National Academies of Sciences Engineering and Medicine Study on Responsible Computing Research: Ethics and Governance of Computing Research and its Applications.
National Academies of Sciences Engineering and Medicine Study on Responsible Computing Research: Ethics and Governance of Computing Research and its Applications
Seth Lazar has been invited to join the study committee for the National Academies of Science Engineering and Medicine Study on Responsible Computing Research: Ethics and Governance of Computing Research and its Applications.
A National Academies study will explore ethics and governance issues associated with the personal and social consequences of computing research and its applications. The study committee will gather input through at least one open meeting and a solicitation for written comments from relevant research communities and stakeholders. It will consider such topics as (1) guiding principles, tools, and practical approaches for identifying and addressing ethical issues and (2) the feasibility and likely performance of governance frameworks, regulatory regimes, and related best practices that research funders, research-performing institutions, and individual researchers can leverage to formulate, conduct, and evaluate ethical research and associated activities. It will pursue (3) multidisciplinary approaches to understanding ethical issues in computing; (4) consider these issues across different subdomains or application areas of computing, such as medicine, autonomous vehicles, and elections; and (5) explore how these approaches can empower the research community to develop and pursue socially productive practices. The study committee will also (6) seek to identify ways to promulgate ethical principles and responsible practices and sustain attention to them in the computing research community, including through education and training. The study will not focus on ethical issues associated with the conduct of research itself except where these relate to the implications of research results.

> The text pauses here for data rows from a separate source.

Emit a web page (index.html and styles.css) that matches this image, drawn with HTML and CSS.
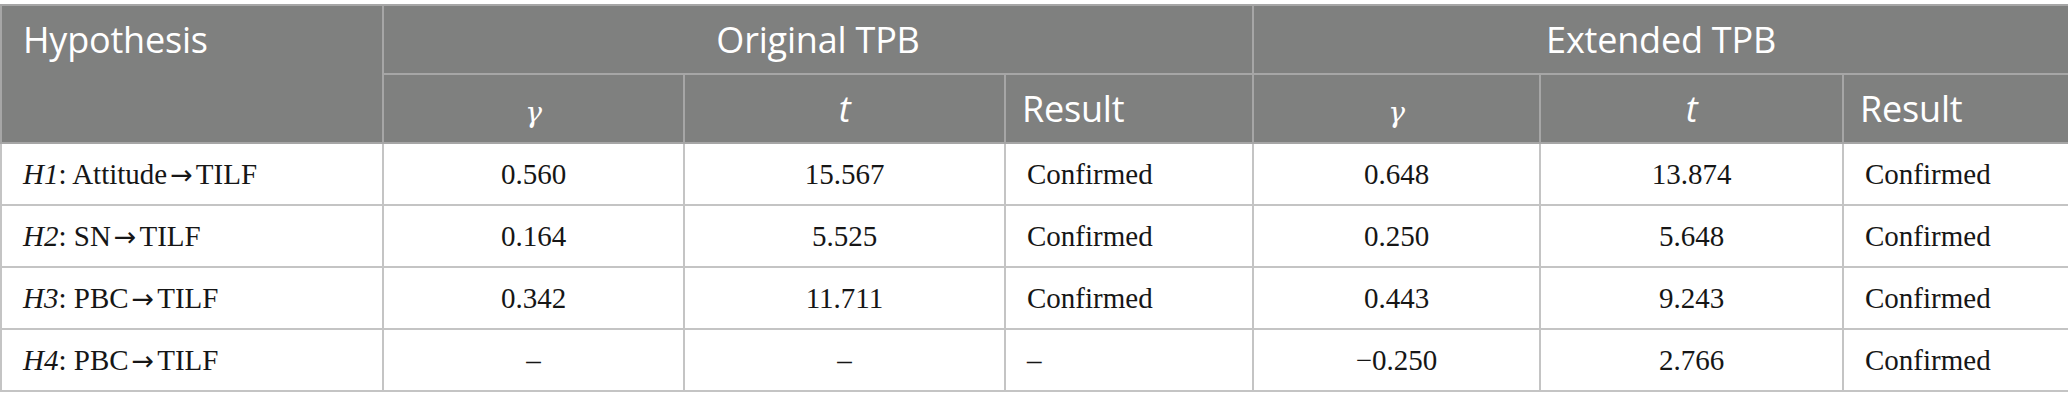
FILE: index.html
```html
<!DOCTYPE html>
<html>
<head>
<meta charset="utf-8">
<link rel="stylesheet" href="styles.css">
</head>
<body>
<table class="tbl">
  <colgroup>
    <col class="c1"><col class="c2"><col class="c3"><col class="c4"><col class="c5"><col class="c6"><col class="c7">
  </colgroup>
  <thead>
    <tr class="h1row">
      <th rowspan="2" class="hyp">Hypothesis</th>
      <th colspan="3" class="grp">Original TPB</th>
      <th colspan="3" class="grp">Extended TPB</th>
    </tr>
    <tr class="h2row">
      <th class="ctr"><span class="gamma">γ</span></th>
      <th class="ctr"><span class="it">t</span></th>
      <th class="lft">Result</th>
      <th class="ctr"><span class="gamma">γ</span></th>
      <th class="ctr"><span class="it">t</span></th>
      <th class="lft">Result</th>
    </tr>
  </thead>
  <tbody>
    <tr>
      <td class="lft"><i>H1</i>: Attitude<span class="arr">→</span>TILF</td>
      <td class="ctr">0.560</td><td class="ctr">15.567</td><td class="lft">Confirmed</td>
      <td class="ctr">0.648</td><td class="ctr">13.874</td><td class="lft">Confirmed</td>
    </tr>
    <tr>
      <td class="lft"><i>H2</i>: SN<span class="arr">→</span>TILF</td>
      <td class="ctr">0.164</td><td class="ctr">5.525</td><td class="lft">Confirmed</td>
      <td class="ctr">0.250</td><td class="ctr">5.648</td><td class="lft">Confirmed</td>
    </tr>
    <tr>
      <td class="lft"><i>H3</i>: PBC<span class="arr">→</span>TILF</td>
      <td class="ctr">0.342</td><td class="ctr">11.711</td><td class="lft">Confirmed</td>
      <td class="ctr">0.443</td><td class="ctr">9.243</td><td class="lft">Confirmed</td>
    </tr>
    <tr>
      <td class="lft"><i>H4</i>: PBC<span class="arr">→</span>TILF</td>
      <td class="ctr">–</td><td class="ctr">–</td><td class="lft">–</td>
      <td class="ctr">−0.250</td><td class="ctr">2.766</td><td class="lft">Confirmed</td>
    </tr>
  </tbody>
</table>
</body>
</html>
```
FILE: styles.css
```css
html, body {
  margin: 0;
  padding: 0;
  background: #ffffff;
}
body {
  padding-top: 4px;
}
.tbl {
  width: 2068px;
  border-collapse: collapse;
  table-layout: fixed;
  font-family: "Liberation Serif", serif;
  font-size: 29px;
  color: #161616;
}
.c1 { width: 382px; }
.c2 { width: 301px; }
.c3 { width: 321px; }
.c4 { width: 248px; }
.c5 { width: 287px; }
.c6 { width: 303px; }
.c7 { width: 226px; }

.tbl th {
  background: #7f807f;
  color: #ffffff;
  font-family: "Open Sans", sans-serif;
  font-weight: 400;
  font-size: 36px;
  letter-spacing: -0.2px;
  border: 2px solid #a6a6a6;
  padding: 0 16px;
}
.h1row th { height: 67px; }
.h2row th { height: 67px; }
.tbl th.hyp {
  text-align: left;
  vertical-align: top;
  padding-top: 9px;
  padding-left: 21px;
}
.tbl th.grp {
  text-align: center;
  vertical-align: middle;
}
.tbl td {
  border: 2px solid #c4c4c4;
  height: 60px;
  padding: 0 14px 0 21px;
  vertical-align: middle;
}
.ctr { text-align: center; }
.lft { text-align: left; }
.tbl th.lft { text-align: left; }
.tbl th.ctr { text-align: center; }
.tbl td.ctr { padding: 0 18px; }
.gamma {
  font-family: "DejaVu Serif", serif;
  font-style: italic;
  font-size: 28px;
}
.it { font-style: italic; }
.arr {
  font-family: "DejaVu Sans", sans-serif;
  font-size: 27px;
  margin: 0 3px;
}
```
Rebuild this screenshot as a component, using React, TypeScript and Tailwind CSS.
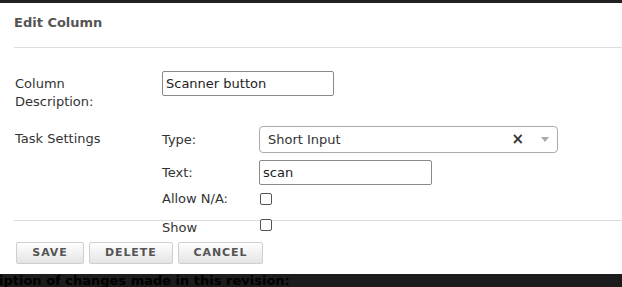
import type { ReactNode } from 'react';

const font = { fontFamily: '"DejaVu Sans", Verdana, sans-serif' };

function Check() {
  return <span className="block h-[12px] w-[12px] rounded-[2px] border border-[#555] bg-white" />;
}

function SubRow({ label, children, className = '' }: { label: string; children: ReactNode; className?: string }) {
  return (
    <div className={`flex items-center ${className}`}>
      <div className="w-[97px] leading-[18px]">{label}</div>
      <div className="flex items-center">{children}</div>
    </div>
  );
}

function Btn({ children, className = '' }: { children: ReactNode; className?: string }) {
  return (
    <button
      className={`h-[22px] rounded-[2px] border border-[#cfcfcf] bg-gradient-to-b from-white to-[#e4e4e4] px-[15px] text-[11px] font-bold leading-[20px] tracking-[0.9px] text-[#555] ${className}`}
    >
      {children}
    </button>
  );
}

export default function App() {
  return (
    <div className="h-[287px] w-[622px] overflow-hidden bg-white text-[13px] text-[#333]" style={font}>
      <div className="h-[3px] bg-[#222]" />

      <div className="pl-[14px]">
        <div className="h-[45px] border-b border-[#ddd] pt-[11px] font-bold leading-[18px] text-[#555]">
          Edit Column
        </div>

        <div className="pl-[1px] pt-[23px]">
          <div className="flex items-start">
            <div className="w-[147px] pt-[4px] leading-[18px]">
              Column
              <br />
              Description:
            </div>
            <input
              readOnly
              value="Scanner button"
              className="h-[25px] w-[172px] rounded-[2px] border border-[#8a8a8a] px-[3px] text-[13px] text-[#222] outline-none"
            />
          </div>

          <div className="mt-[15px] flex items-start">
            <div className="w-[147px] pt-[4px] leading-[18px]">Task Settings</div>
            <div>
              <SubRow label="Type:">
                <div className="flex h-[27px] w-[299px] items-center rounded-[4px] border border-[#aaa] bg-white pl-[8px] pr-[8px] text-[#333]">
                  <span className="flex-1">Short Input</span>
                  <span className="mr-[17px] text-[15px] font-bold leading-none text-[#333]">×</span>
                  <svg width="8" height="5" viewBox="0 0 8 5">
                    <path d="M0 0h8L4 5z" fill="#aaa" />
                  </svg>
                </div>
              </SubRow>
              <SubRow label="Text:" className="mt-[7px]">
                <input
                  readOnly
                  value="scan"
                  className="h-[25px] w-[173px] rounded-[2px] border border-[#8a8a8a] px-[3px] text-[13px] text-[#222] outline-none"
                />
              </SubRow>
              <SubRow label="Allow N/A:" className="mt-[5px]">
                <span className="ml-[1px]">
                  <Check />
                </span>
              </SubRow>
            </div>
          </div>
        </div>

        <div className="mt-[12px] h-px bg-[#ddd]" />

        <div className="-mt-[2px] flex items-start pl-[148px]">
          <div className="w-[97px] leading-[18px]">Show</div>
          <span className="ml-[1px]">
            <Check />
          </span>
        </div>

        <div className="mt-[5px] flex gap-[5px] pl-[2px]">
          <Btn className="min-w-[68px]">SAVE</Btn>
          <Btn>DELETE</Btn>
          <Btn>CANCEL</Btn>
        </div>
      </div>

      <div className="mt-[10px] h-[15px] overflow-hidden bg-[#1c1c1c]">
        <div className="-ml-[1px] whitespace-nowrap font-bold leading-[14px] text-black">
          iption of changes made in this revision:
        </div>
      </div>
    </div>
  );
}
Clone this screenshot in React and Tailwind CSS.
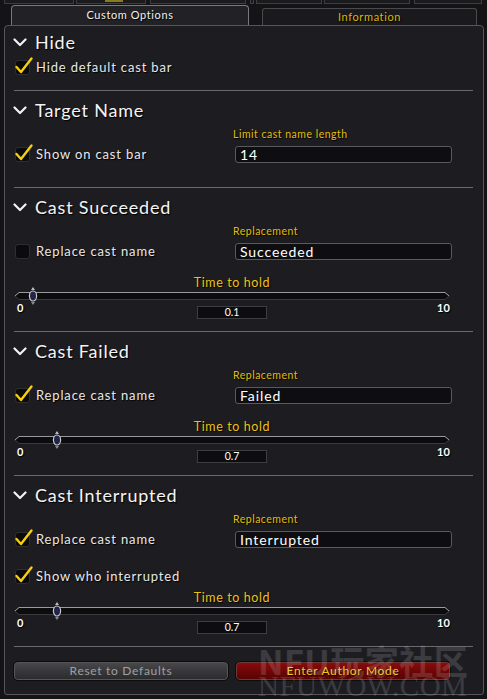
import React from "react";

const FONT = { fontFamily: "Lato, 'Open Sans', sans-serif" };
const SHADOW = { textShadow: "1px 1px 1px #000" };

function Chevron() {
  return (
    <svg width="14" height="9" viewBox="0 0 14 9" className="shrink-0">
      <path d="M1.5 1.5 L7 7 L12.5 1.5" stroke="#f2f2f2" strokeWidth="2.2" fill="none" strokeLinecap="round" strokeLinejoin="round" />
    </svg>
  );
}

function Header({ title }) {
  return (
    <div className="flex items-center h-[22px] gap-[8px]">
      <Chevron />
      <span className="text-[18px] leading-[22px] text-[#f4f4f4] tracking-[0.8px]" style={SHADOW}>
        {title}
      </span>
    </div>
  );
}

function Check({ checked, label }) {
  return (
    <div className="flex items-center h-[18px] ml-[2px] gap-[6px]">
      <div className="relative w-[15px] h-[15px] rounded-[3px] bg-[#0b0b0d] border border-[#2e2e32] shrink-0">
        {checked && (
          <svg width="20" height="20" viewBox="0 0 20 20" className="absolute left-[-2px] top-[-5px]">
            <path d="M2.5 11 L7 16 L17.5 2.5" stroke="#f5cf10" strokeWidth="2.4" fill="none" strokeLinecap="round" strokeLinejoin="round" />
          </svg>
        )}
      </div>
      <span className="text-[13px] leading-[18px] text-[#e8e8e8] tracking-[0.85px]" style={SHADOW}>
        {label}
      </span>
    </div>
  );
}

function Divider({ className = "" }) {
  return <div className={"h-px ml-[1px] w-[459px] bg-[#6a6a6c] " + className} />;
}

function InputRow({ checkLabel, checked, label, value }) {
  return (
    <div className="flex mt-[7px]">
      <div className="w-[220px] flex flex-col justify-end">
        <Check checked={checked} label={checkLabel} />
      </div>
      <div className="flex flex-col">
        <div className="h-[12px] text-[10.5px] leading-[12px] text-[#e3bd0a] tracking-[0.5px]" style={SHADOW}>
          {label}
        </div>
        <div className="mt-[6px] ml-[2px] w-[217px] h-[17px] rounded-[3px] bg-[#0e0e11] border border-[#5a5a5e] flex items-center pl-[4px]">
          <span className="text-[14px] leading-[15px] text-white tracking-[0.9px]">{value}</span>
        </div>
      </div>
    </div>
  );
}

function Thumb() {
  return (
    <svg width="10" height="18" viewBox="0 0 10 18">
      <path d="M5 0 L7 3 L3 3 Z" fill="#bcbcbc" />
      <path d="M5 18 L7 15 L3 15 Z" fill="#8a8a8a" />
      <ellipse cx="5" cy="9" rx="3.6" ry="5" fill="#23244a" stroke="#c8c8c8" strokeWidth="1.2" />
    </svg>
  );
}

function Slider({ value, pos, mt }) {
  return (
    <div className={"flex flex-col " + mt}>
      <div className="h-[12px] text-center w-[436px] ml-[1px] text-[12.5px] leading-[12px] text-[#eec218] tracking-[0.6px]" style={SHADOW}>
        Time to hold
      </div>
      <div className="relative mt-[2px] h-[10px] ml-[1px] w-[436px]">
        <svg width="436" height="10" viewBox="0 0 436 10" className="absolute left-0 top-0">
          <polygon points="0.5,5 5,1.5 431,1.5 435.5,5 431,8.5 5,8.5" fill="#0c0c0e" stroke="#3a3a3c" strokeWidth="1" />
          <path d="M1 5 L5 1.5 L431 1.5 L435 5" stroke="#9a9a9c" strokeWidth="1" fill="none" />
        </svg>
        <div className="absolute top-[-4px]" style={{ left: pos - 14 - 5 }}>
          <Thumb />
        </div>
      </div>
      <div className="relative mt-[2px] h-[16px] ml-[1px] w-[436px]">
        <span className="absolute left-[3px] top-0 text-[11px] leading-[10px] font-bold text-white" style={SHADOW}>0</span>
        <span className="absolute left-[423px] top-0 text-[11px] leading-[10px] font-bold text-white" style={SHADOW}>10</span>
        <div className="absolute left-[183px] top-[3px] w-[70px] h-[13px] bg-[#0d0d10] border border-[#3e3e42] flex items-center justify-center">
          <span className="text-[10.5px] leading-[11px] text-white">{value}</span>
        </div>
      </div>
    </div>
  );
}

function TopStrip() {
  const cells = [
    [4, 70], [76, 70], [150, 96], [250, 4], [256, 66], [324, 86], [414, 68],
  ];
  return (
    <div className="relative h-[5px] bg-[#141416]">
      {cells.map(([l, w], i) => (
        <div key={i} className="absolute top-0 h-[4px] border-x border-b border-[#3e3e42] bg-[#1b1b1e]" style={{ left: l, width: w }} />
      ))}
      <div className="absolute left-[105px] top-0 w-[18px] h-[2px] bg-[#8a7a20]" />
    </div>
  );
}

export default function App() {
  return (
    <div className="relative w-[487px] h-[699px] bg-[#141416] overflow-hidden" style={FONT}>
      <TopStrip />
      <div className="flex h-[20px] items-end">
        <div className="ml-[11px] w-[238px] h-[20px] rounded-t-[4px] border border-b-0 border-[#7a7a7e] bg-[#222226] flex items-center justify-center">
          <span className="text-[11px] text-[#f0f0f0] tracking-[0.6px]" style={SHADOW}>Custom Options</span>
        </div>
        <div className="ml-[13px] w-[215px] h-[17px] rounded-t-[3px] border border-b-0 border-[#4a4a4e] bg-[#1a1a1d] flex items-center justify-center">
          <span className="text-[11px] text-[#d9b60c] tracking-[0.6px]" style={SHADOW}>Information</span>
        </div>
      </div>
      <div className="ml-[4px] w-[480px] h-[670px] rounded-t-[4px] rounded-b-[3px] border border-[#56565a] bg-[#1d1d21] pl-[8px] pt-[5px] flex flex-col">
        <Header title="Hide" />
        <div className="mt-[5px]">
          <Check checked label="Hide default cast bar" />
        </div>
        <Divider className="mt-[14px]" />

        <div className="mt-[8px]"><Header title="Target Name" /></div>
        <InputRow checkLabel="Show on cast bar" checked label="Limit cast name length" value="14" />
        <Divider className="mt-[24px]" />

        <div className="mt-[8px]"><Header title="Cast Succeeded" /></div>
        <InputRow checkLabel="Replace cast name" checked={false} label="Replacement" value="Succeeded" />
        <Slider value="0.1" pos={33} mt="mt-[17px]" />
        <Divider className="mt-[12px]" />

        <div className="mt-[8px]"><Header title="Cast Failed" /></div>
        <InputRow checkLabel="Replace cast name" checked label="Replacement" value="Failed" />
        <Slider value="0.7" pos={57} mt="mt-[17px]" />
        <Divider className="mt-[12px]" />

        <div className="mt-[8px]"><Header title="Cast Interrupted" /></div>
        <InputRow checkLabel="Replace cast name" checked label="Replacement" value="Interrupted" />
        <div className="mt-[19px]">
          <Check checked label="Show who interrupted" />
        </div>
        <Slider value="0.7" pos={57} mt="mt-[7px]" />
        <Divider className="mt-[12px]" />

        <div className="mt-[14px] flex gap-[6px]">
          <button className="w-[216px] h-[20px] rounded-[5px] border border-[#0c0c0c] bg-gradient-to-b from-[#4a4a4d] via-[#38383b] to-[#2a2a2c] shadow-[inset_0_0_0_1px_#555] flex items-center justify-center">
            <span className="text-[12px] text-[#a0a0a2] tracking-[0.7px]">Reset to Defaults</span>
          </button>
          <button className="w-[216px] h-[20px] rounded-[5px] border border-[#0c0c0c] bg-gradient-to-b from-[#8e0c0c] via-[#700606] to-[#560303] shadow-[inset_0_0_0_1px_#6a3a3a] flex items-center justify-center">
            <span className="text-[12px] text-[#f5c51e] tracking-[0.7px]" style={SHADOW}>Enter Author Mode</span>
          </button>
        </div>
      </div>
      <div className="absolute left-[258px] top-[643px] pointer-events-none select-none opacity-[0.16]">
        <div className="text-[34px] leading-[36px] font-bold text-[#e0e0e0] tracking-[0.5px]" style={{ fontFamily: "'Noto Sans CJK SC', 'DejaVu Sans', sans-serif" }}>
          NFU玩家社区
        </div>
        <div className="text-[29px] leading-[26px] text-[#d8d8d8] tracking-[0.5px] -mt-[6px]" style={{ fontFamily: "'Liberation Serif', serif" }}>
          NFUWOW.COM
        </div>
      </div>
    </div>
  );
}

In carrying out this study, the committee will also consider related questions such as: (1) How do ethics and governance issues and needs present differently in different contexts? Are there other ethics and governance issues that apply more broadly across many or most CS areas? (2) What set of governance frameworks or regulatory regimes are feasible in each of these contexts? (3) How might governance take place at different granularities and modalities of governance, such as community, organizational, local, regional, national, and international? (4) What empirical evidence exists for how these governance frameworks or regulatory regimes might correspond to ethically desirable outcomes? (5) What is the current relative maturity level of ethics and governance concepts in different aspects of the CS research space? Which areas are the most advanced and can their relative maturity be leveraged into use elsewhere in CS? (6) What incentives or contextual changes would be effective in helping computing researchers, and those who develop subsequent applications, place more emphasis on ethical considerations? For which existing, and likely future, stakeholders are such changes compatible with current incentives?
The committee will prepare a final report containing its analysis, findings, and (as appropriate) recommendations. The report will identify and (to the extent feasible) recommend practical steps that National Science Foundation-supported researchers and others in the computing research community can take to address ethics in all phases of their research from proposal to publication.